Starred review from May 1, 2015
National Book Awardwinner Kozol (Fire in the Ashes, 2012), known for his inquiries into public education and the lives of children, movingly turns his attention from the young to the old, specifically, his own father. A brilliant neuropsychiatrist, Harry Kozol trained at Harvard and Johns Hopkins and became a professor. In fact, one of his former students formally diagnosed him with Alzheimer's when he was 88. (Three years earlier, he was getting lost on nighttime walks in Boston's Copley Square.) The playwright Eugene O'Neill, who suffered from depression and a neurological disorder, played a supporting role in Kozol's story; later in his life, O'Neill even moved across the street from Harry Kozol so he could talk with him almost every day. Working from his father's notes, Jonathan Kozol reveals that O'Neill felt at peace only when writing.

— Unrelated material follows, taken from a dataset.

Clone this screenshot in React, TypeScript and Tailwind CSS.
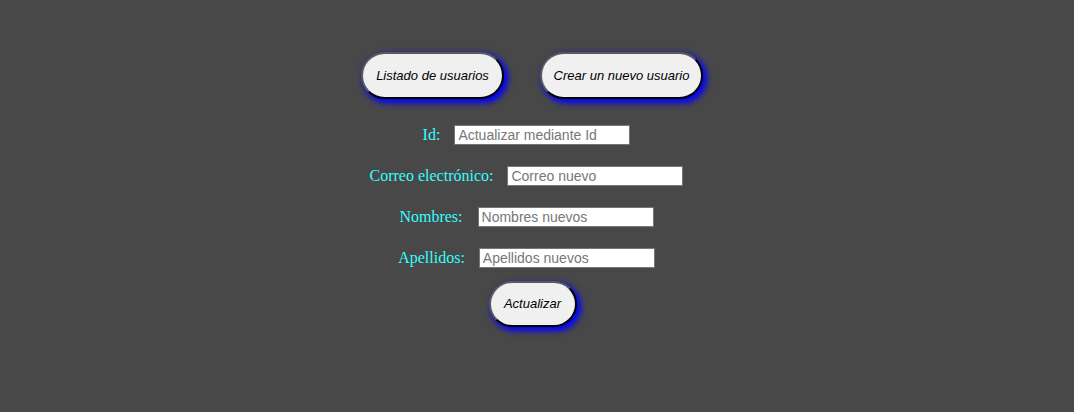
import React from "react";

const btn =
  "rounded-full bg-[#f0f0f0] border-2 border-t-[#5a5a5a] border-l-[#5a5a5a] border-b-black border-r-black text-black italic text-[13px] [font-family:'Liberation_Sans',Arial,sans-serif] shadow-[3px_3px_6px_1px_#0000ff]";

const fields = [
  { label: "Id:", placeholder: "Actualizar mediante Id", gap: "ml-[14px]" },
  { label: "Correo electrónico:", placeholder: "Correo nuevo", gap: "ml-[14px]" },
  { label: "Nombres:", placeholder: "Nombres nuevos", gap: "ml-[15px]" },
  { label: "Apellidos:", placeholder: "Apellidos nuevos", gap: "ml-[14px]" },
];

export default function App() {
  return (
    <div className="w-[1074px] h-[412px] bg-[#484848] flex flex-col items-center">
      <div className="flex gap-[36px] mt-[52px] pr-[10px]">
        <button className={`${btn} w-[143px] h-[47px]`}>Listado de usuarios</button>
        <button className={`${btn} w-[163px] h-[47px]`}>Crear un nuevo usuario</button>
      </div>
      <div className="flex flex-col items-center mt-[26px] gap-[21px] pr-[21px]">
        {fields.map((f) => (
          <div key={f.label} className="flex items-center h-[20px]">
            <span className="text-[16px] text-[#33ffff] [font-family:'Liberation_Serif','Times_New_Roman',serif]">
              {f.label}
            </span>
            <input
              placeholder={f.placeholder}
              className={`${f.gap} w-[176px] h-[20px] bg-white border border-[#767676] px-[3px] text-[14px] text-black placeholder:text-[#777] [font-family:'Liberation_Sans',Arial,sans-serif] outline-none`}
            />
          </div>
        ))}
      </div>
      <button className={`${btn} w-[88px] h-[46px] mt-[13px] mr-[9px]`}>Actualizar</button>
    </div>
  );
}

When the playwright wanted his then-wife, Carlotta, he might yell, Where's my whore? She once answered, You lousy bastard. Where would you be today if it wasn't for this whore? In the gutter! Kozol started this memoir in September 2008, a month after his father died, and finished it the following summer. In the epilogue he added this year, he touches more on aspects of his father's struggles. Overall, a beautifully written love letter.(Reprinted with permission of Booklist, copyright 2015, American Library Association.)
January 1, 2015
A National Book Award winner for Death at an Early Age, Kozol here writes about his father, Dr. Harry L. Kozol, a distinguished neurologist who contributed significantly to the emerging fields of forensic psychiatry and neuropsychiatry. He helped Eugene O'Neill in his final days and served as a forensic expert at the trials of the Boston Strangler and Patty Hearst.